_STATED TASK_
Skip the pictures and quote all of the lines exactly.
****************
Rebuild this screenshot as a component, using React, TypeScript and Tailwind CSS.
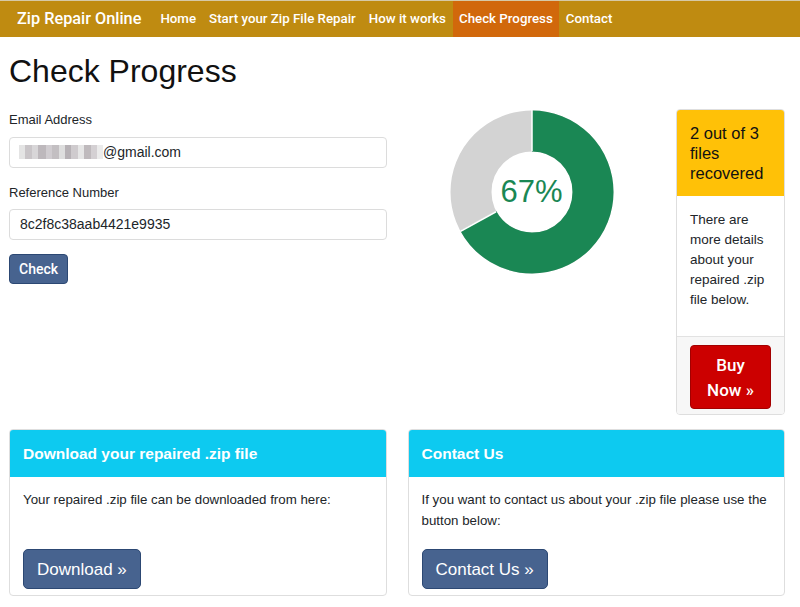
import React from 'react';

const font = { fontFamily: '"Liberation Sans", Arial, sans-serif' };
const navFont = { fontFamily: 'Roboto, "Liberation Sans", Arial, sans-serif' };

function Donut({ percent }: { percent: number }) {
  const cx = 82;
  const cy = 82;
  const r = 61;
  const c = 2 * Math.PI * r;
  const green = (c * percent) / 100;
  const a = (2 * Math.PI * percent) / 100;
  return (
    <div className="relative w-[164px] h-[164px]">
      <svg width="164" height="164" viewBox="0 0 164 164">
        <circle cx={cx} cy={cy} r={r} fill="none" stroke="#d3d3d3" strokeWidth="41" />
        <circle
          cx={cx}
          cy={cy}
          r={r}
          fill="none"
          stroke="#1a8754"
          strokeWidth="41"
          strokeDasharray={`${green} ${c}`}
          transform={`rotate(-90 ${cx} ${cy})`}
        />
        {/* segment separators */}
        <line x1={cx} y1={cy - 41} x2={cx} y2={0} stroke="#fff" strokeWidth="1.5" />
        <line
          x1={cx + 41 * Math.sin(a)}
          y1={cy - 41 * Math.cos(a)}
          x2={cx + 82 * Math.sin(a)}
          y2={cy - 82 * Math.cos(a)}
          stroke="#fff"
          strokeWidth="1.5"
        />
      </svg>
      <div className="absolute inset-0 flex items-center justify-center text-[31px] text-[#1a8754]">
        {percent}%
      </div>
    </div>
  );
}

export default function App() {
  const navItems = ['Home', 'Start your Zip File Repair', 'How it works', 'Check Progress', 'Contact'];
  return (
    <div className="w-[800px] h-[607px] overflow-hidden bg-white text-[#212529]" style={font}>
      {/* Navbar */}
      <nav className="h-[37px] bg-[#bf8b11] border-t border-[#d6c9a6] flex items-stretch pl-[17px]" style={navFont}>
        <span className="text-white text-[16.3px] font-medium flex items-center mr-[13px]">Zip Repair Online</span>
        <div className="flex items-stretch gap-px">
          {navItems.map((item) => (
            <span
              key={item}
              className={
                item === 'Check Progress'
                  ? 'flex items-center px-[6px] text-[13.3px] font-medium text-white bg-[#d1680b]'
                  : 'flex items-center px-[6px] text-[13.3px] font-medium text-white'
              }
            >
              {item}
            </span>
          ))}
        </div>
      </nav>

      <div className="pl-[9px] w-[785px]">
        <h1 className="text-[32px] leading-none mt-[18px] mb-[20px] text-[#111]">Check Progress</h1>

        <div className="flex">
          {/* Form */}
          <div className="w-[378px] shrink-0">
            <label className="block text-[13px] mb-[7px] mt-[3px]">Email Address</label>
            <div className="h-[31px] border border-[#dcdcdc] rounded-[4px] flex items-center pl-[9px] text-[14px]">
              <span className="flex h-[14px]">
                <span className="w-[6px] bg-[#e4e4e4]" />
                <span className="w-[7px] bg-[#c9c5c8]" />
                <span className="w-[6px] bg-[#d8d6d8]" />
                <span className="w-[8px] bg-[#bdb8bc]" />
                <span className="w-[6px] bg-[#d0ccd0]" />
                <span className="w-[7px] bg-[#c3bfc2]" />
                <span className="w-[6px] bg-[#dedede]" />
                <span className="w-[6px] bg-[#b7b2b6]" />
                <span className="w-[7px] bg-[#cfcbce]" />
                <span className="w-[6px] bg-[#e6e6e6]" />
                <span className="w-[7px] bg-[#bfbabd]" />
                <span className="w-[6px] bg-[#d4d0d3]" />
                <span className="w-[6px] bg-[#ebebeb]" />
              </span>
              <span>@gmail.com</span>
            </div>
            <label className="block text-[13px] mt-[15px] mb-[7px]">Reference Number</label>
            <div className="h-[31px] border border-[#dcdcdc] rounded-[4px] flex items-center pl-[10px] text-[14px]">
              8c2f8c38aab4421e9935
            </div>
            <button className="mt-[14px] h-[30px] px-[9px] bg-[#47638f] border border-[#2c4873] rounded-[4px] text-white text-[14px] font-medium" style={navFont}>
              Check
            </button>
          </div>

          {/* Chart */}
          <div className="flex-1 flex justify-center pt-[3px]">
            <Donut percent={67} />
          </div>

          {/* Status card */}
          <div className="w-[109px] shrink-0 mt-[2px] border border-[#dedede] rounded-[4px] flex flex-col overflow-hidden">
            <div className="bg-[#ffc107] h-[86px] px-[13px] pt-[13px] text-[16.5px] leading-[20px] text-[#111]">
              2 out of 3 files recovered
            </div>
            <div className="h-[140px] px-[13px] pt-[14px] text-[13.5px] leading-[20px]">
              There are more details about your repaired .zip file below.
            </div>
            <div className="bg-[#f7f7f7] border-t border-[#e2e2e2] h-[78px] px-[13px] pt-[8px]">
              <button className="w-[81px] h-[64px] pt-[2px] bg-[#cc0000] border border-[#a30000] rounded-[4px] text-white text-[17px] leading-[25px] font-medium" style={navFont}>
                Buy
                <br />
                Now »
              </button>
            </div>
          </div>
        </div>

        {/* Bottom cards */}
        <div className="flex gap-[21px] mt-[14px]">
          <div className="w-[378px] h-[167px] border border-[#dedede] rounded-[4px] overflow-hidden flex flex-col">
            <div className="bg-[#0dcaf0] h-[47px] px-[13px] flex items-center text-white text-[15.5px] font-bold">
              Download your repaired .zip file
            </div>
            <div className="flex-1 px-[13px] pt-[12px] text-[13.3px] leading-[21px]">
              <p className="h-[60px]">Your repaired .zip file can be downloaded from here:</p>
              <button className="h-[40px] px-[13px] bg-[#47638f] border border-[#2c4873] rounded-[5px] text-white text-[17px]">
                Download »
              </button>
            </div>
          </div>
          <div className="w-[378px] h-[167px] border border-[#dedede] rounded-[4px] overflow-hidden flex flex-col">
            <div className="bg-[#0dcaf0] h-[47px] px-[13px] flex items-center text-white text-[15.5px] font-bold">
              Contact Us
            </div>
            <div className="flex-1 px-[13px] pt-[12px] text-[13.3px] leading-[21px]">
              <p className="h-[60px]">If you want to contact us about your .zip file please use the button below:</p>
              <button className="h-[40px] px-[13px] bg-[#47638f] border border-[#2c4873] rounded-[5px] text-white text-[17px]">
                Contact Us »
              </button>
            </div>
          </div>
        </div>
      </div>
    </div>
  );
}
****************
_THE COMPLETED TASK_
Rebuild this screenshot as a component, using React, TypeScript and Tailwind CSS.
import React from 'react';

const font = { fontFamily: '"Liberation Sans", Arial, sans-serif' };
const navFont = { fontFamily: 'Roboto, "Liberation Sans", Arial, sans-serif' };

function Donut({ percent }: { percent: number }) {
  const cx = 82;
  const cy = 82;
  const r = 61;
  const c = 2 * Math.PI * r;
  const green = (c * percent) / 100;
  const a = (2 * Math.PI * percent) / 100;
  return (
    <div className="relative w-[164px] h-[164px]">
      <svg width="164" height="164" viewBox="0 0 164 164">
        <circle cx={cx} cy={cy} r={r} fill="none" stroke="#d3d3d3" strokeWidth="41" />
        <circle
          cx={cx}
          cy={cy}
          r={r}
          fill="none"
          stroke="#1a8754"
          strokeWidth="41"
          strokeDasharray={`${green} ${c}`}
          transform={`rotate(-90 ${cx} ${cy})`}
        />
        {/* segment separators */}
        <line x1={cx} y1={cy - 41} x2={cx} y2={0} stroke="#fff" strokeWidth="1.5" />
        <line
          x1={cx + 41 * Math.sin(a)}
          y1={cy - 41 * Math.cos(a)}
          x2={cx + 82 * Math.sin(a)}
          y2={cy - 82 * Math.cos(a)}
          stroke="#fff"
          strokeWidth="1.5"
        />
      </svg>
      <div className="absolute inset-0 flex items-center justify-center text-[31px] text-[#1a8754]">
        {percent}%
      </div>
    </div>
  );
}

export default function App() {
  const navItems = ['Home', 'Start your Zip File Repair', 'How it works', 'Check Progress', 'Contact'];
  return (
    <div className="w-[800px] h-[607px] overflow-hidden bg-white text-[#212529]" style={font}>
      {/* Navbar */}
      <nav className="h-[37px] bg-[#bf8b11] border-t border-[#d6c9a6] flex items-stretch pl-[17px]" style={navFont}>
        <span className="text-white text-[16.3px] font-medium flex items-center mr-[13px]">Zip Repair Online</span>
        <div className="flex items-stretch gap-px">
          {navItems.map((item) => (
            <span
              key={item}
              className={
                item === 'Check Progress'
                  ? 'flex items-center px-[6px] text-[13.3px] font-medium text-white bg-[#d1680b]'
                  : 'flex items-center px-[6px] text-[13.3px] font-medium text-white'
              }
            >
              {item}
            </span>
          ))}
        </div>
      </nav>

      <div className="pl-[9px] w-[785px]">
        <h1 className="text-[32px] leading-none mt-[18px] mb-[20px] text-[#111]">Check Progress</h1>

        <div className="flex">
          {/* Form */}
          <div className="w-[378px] shrink-0">
            <label className="block text-[13px] mb-[7px] mt-[3px]">Email Address</label>
            <div className="h-[31px] border border-[#dcdcdc] rounded-[4px] flex items-center pl-[9px] text-[14px]">
              <span className="flex h-[14px]">
                <span className="w-[6px] bg-[#e4e4e4]" />
                <span className="w-[7px] bg-[#c9c5c8]" />
                <span className="w-[6px] bg-[#d8d6d8]" />
                <span className="w-[8px] bg-[#bdb8bc]" />
                <span className="w-[6px] bg-[#d0ccd0]" />
                <span className="w-[7px] bg-[#c3bfc2]" />
                <span className="w-[6px] bg-[#dedede]" />
                <span className="w-[6px] bg-[#b7b2b6]" />
                <span className="w-[7px] bg-[#cfcbce]" />
                <span className="w-[6px] bg-[#e6e6e6]" />
                <span className="w-[7px] bg-[#bfbabd]" />
                <span className="w-[6px] bg-[#d4d0d3]" />
                <span className="w-[6px] bg-[#ebebeb]" />
              </span>
              <span>@gmail.com</span>
            </div>
            <label className="block text-[13px] mt-[15px] mb-[7px]">Reference Number</label>
            <div className="h-[31px] border border-[#dcdcdc] rounded-[4px] flex items-center pl-[10px] text-[14px]">
              8c2f8c38aab4421e9935
            </div>
            <button className="mt-[14px] h-[30px] px-[9px] bg-[#47638f] border border-[#2c4873] rounded-[4px] text-white text-[14px] font-medium" style={navFont}>
              Check
            </button>
          </div>

          {/* Chart */}
          <div className="flex-1 flex justify-center pt-[3px]">
            <Donut percent={67} />
          </div>

          {/* Status card */}
          <div className="w-[109px] shrink-0 mt-[2px] border border-[#dedede] rounded-[4px] flex flex-col overflow-hidden">
            <div className="bg-[#ffc107] h-[86px] px-[13px] pt-[13px] text-[16.5px] leading-[20px] text-[#111]">
              2 out of 3 files recovered
            </div>
            <div className="h-[140px] px-[13px] pt-[14px] text-[13.5px] leading-[20px]">
              There are more details about your repaired .zip file below.
            </div>
            <div className="bg-[#f7f7f7] border-t border-[#e2e2e2] h-[78px] px-[13px] pt-[8px]">
              <button className="w-[81px] h-[64px] pt-[2px] bg-[#cc0000] border border-[#a30000] rounded-[4px] text-white text-[17px] leading-[25px] font-medium" style={navFont}>
                Buy
                <br />
                Now »
              </button>
            </div>
          </div>
        </div>

        {/* Bottom cards */}
        <div className="flex gap-[21px] mt-[14px]">
          <div className="w-[378px] h-[167px] border border-[#dedede] rounded-[4px] overflow-hidden flex flex-col">
            <div className="bg-[#0dcaf0] h-[47px] px-[13px] flex items-center text-white text-[15.5px] font-bold">
              Download your repaired .zip file
            </div>
            <div className="flex-1 px-[13px] pt-[12px] text-[13.3px] leading-[21px]">
              <p className="h-[60px]">Your repaired .zip file can be downloaded from here:</p>
              <button className="h-[40px] px-[13px] bg-[#47638f] border border-[#2c4873] rounded-[5px] text-white text-[17px]">
                Download »
              </button>
            </div>
          </div>
          <div className="w-[378px] h-[167px] border border-[#dedede] rounded-[4px] overflow-hidden flex flex-col">
            <div className="bg-[#0dcaf0] h-[47px] px-[13px] flex items-center text-white text-[15.5px] font-bold">
              Contact Us
            </div>
            <div className="flex-1 px-[13px] pt-[12px] text-[13.3px] leading-[21px]">
              <p className="h-[60px]">If you want to contact us about your .zip file please use the button below:</p>
              <button className="h-[40px] px-[13px] bg-[#47638f] border border-[#2c4873] rounded-[5px] text-white text-[17px]">
                Contact Us »
              </button>
            </div>
          </div>
        </div>
      </div>
    </div>
  );
}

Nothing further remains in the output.